Pelosi’s attitude toward Ryan never really wavered. In another interview with the Huffington Post on Monday, just two days before today’s secret-ballot election, Pelosi again laughed off questions about how widespread her support among the caucus would prove to be. Ryan had attacked Pelosi’s recent leadership slate as being aimed at consolidating her power over the House Democrats — a claim Pelosi dismissed as “almost pathetic.”
“I have strong support from our friends in the unions, including steelworkers, which I guess are his area,” she said.
Now, the fact that Pelosi did go on to win doesn’t necessarily confirm that her position was insurmountable. Though many expressed need for new leadership and energy in the face of unified Republican government, they also didn’t think Ryan had the necessary expertise to lead the party in what are sure to be complex and difficult fights with House Republicans. Pelosi also enjoys the ability to raise millions of dollars routinely for embattled congressional Democrats, creating something of a sense of personal loyalty.
“Members are frustrated and want new leadership. Whoever leads the party going forward, it needs to be someone who energizes the base and taps into the grassroots but can still bring in the money,” said one congressional Democratic aide on the condition of anonymity. “Very few believe Tim Ryan could be that person."
The risks for Democrats in sticking with the old guard
But if Democrats have rallied around Pelosi as their standard-bearer, there’s also a latent risk in their strategy.
To many observers, the 2016 election showed that voters are eager for a changing of the guard in Washington. Democrats did win the popular vote at both the presidential and congressional levels. But even with those numbers, they face an extremely low level of seats in Congress. Some feel they may have done even better — and not let Republicans take complete control of the government — had they not been swimming against the anti-establishment tide.

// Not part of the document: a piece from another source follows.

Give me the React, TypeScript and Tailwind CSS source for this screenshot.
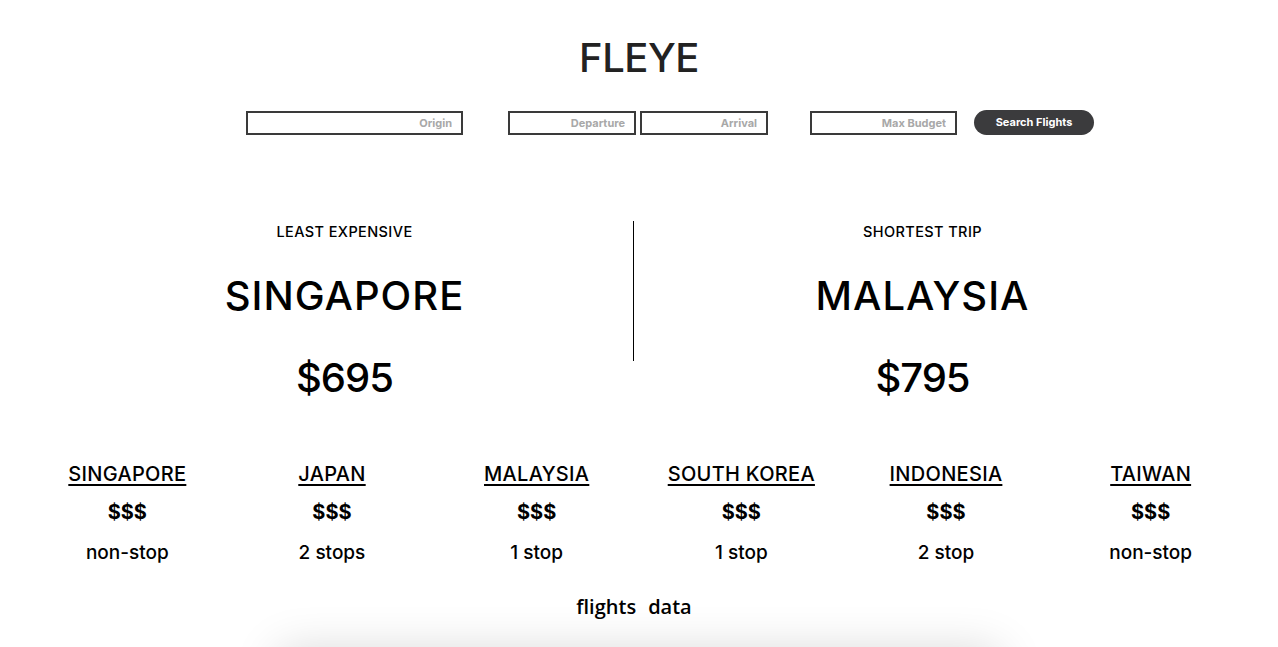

Keeping Pelosi as a figurehead for the party isn’t responsive to that outcry. Earlier this month, the Democratic Senate caucus made Chuck Schumer, 65, the party’s Senate majority leader. Like Pelosi, Schumer has been around Congress for many years and isn’t particularly popular with the country overall. (Pelosi had a -25 national approval rating in the latest YouGov polling, while Schumer stands at -28.)
The two most prominent faces of Democrats in the age of Trump, in other words, are almost certainly going to be a New Yorker beloved by Wall Street and a San Franciscan beloved by Silicon Valley. That could give Republicans an opportunity to counter-punch that they may not have had if Democrats had gone with new leadership.